Écrire sur son lieu d’élection requiert parfois de renoncer à la factualité inhérente à l’essai. Aussi Véronique Bergen n’hésite-t-elle pas à glisser dans son texte des éléments de fiction, qu’elle intitule « Rêveries » (elle imagine le retour des fantômes de Bruegel et Vésale dans la ville d’aujourd’hui), des listes de rues dont les noms dégourdiraient l’imaginaire le plus poussif, voire une relecture mythique de la réalité bruxelloise:

L’autre nom de la Senne, c’est Antigone, l’enterrée vivante, condamnée à mort pour avoir transgressé la loi de l’État.  

Plusieurs témoignages de Marolliens jalonnent encore l’ouvrage. En ces pages, l’autrice s’efface, évitant de parler à la place des premiers concernés, et les laisse maitres du récit et de la langue dans laquelle il se déploie. 

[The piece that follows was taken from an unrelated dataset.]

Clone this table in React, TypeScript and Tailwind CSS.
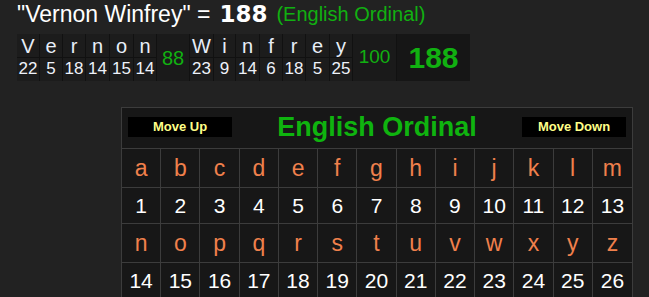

« Chant d’amour » polyphonique, Marolles. La cour des chats laisse aussi entendre la dissonance. Le quartier « en marge et de la marge », celui de la résistance, de la contestation, est aujourd’hui en passe de rentrer dans le rang. Expropriations, rachats, rénovations douteuses…, le politique et les promoteurs immobiliers œuvrent de concert à la gentrification :

Démolir les Marolles, c’est […] imposer l’ordre, discipliner le chaos, dompter l’anarchie, étouffer les émeutes, faire rentrer les esprits libres dans le moule imposé.

L’écrivaine avait déjà abordé les ravages de la gentrification dans son recueil de nouvelles Belgiques (Ker éditions). Elle réitère ici son rejet d’un mécanisme qu’elle considère comme une tentative de domestication des insoumis, d’assimilation forcée de la marge et de précarisation des plus faibles.

Le constat de la déliquescence actuelle aurait pu la conduire à ne dire des Marolles que leur splendeur passée, à ne raconter que ce temps que les moins de vingt ans ne peuvent pas connaitre. Ou, au contraire, à s’adonner à une déploration du présent. Elle refuse l’une et l’autre approches et choisit d’embrasser la ligne du temps en grand angle. Elle livre au passage une fine méditation sur les œillères temporelles :

Certains êtres, au goût crépusculaire, vibrent exclusivement à la poétique des ruines, à la mélodie de l’été indien. D’autres, dévorés par le présentisme et son cône futuriste, ne goûtent en rien à la magie du passé. Dans les deux cas, le temps se voit scotomisé, unilatéralement aspiré par les effluves du jadis ou amputé de ces derniers. Ils se ferment à une ou deux des trois dimensions de la durée dès lors que l’une d’entre elles occupe toute la scène. L’attelage du temps est composé de trois chevaux qui, tantôt, cheminent tous ensemble, tantôt effacent l’un des leurs.

« Quartier-palimpseste », les Marolles appelaient un livre-palimpseste. Il vient de paraitre aux éditions CFC.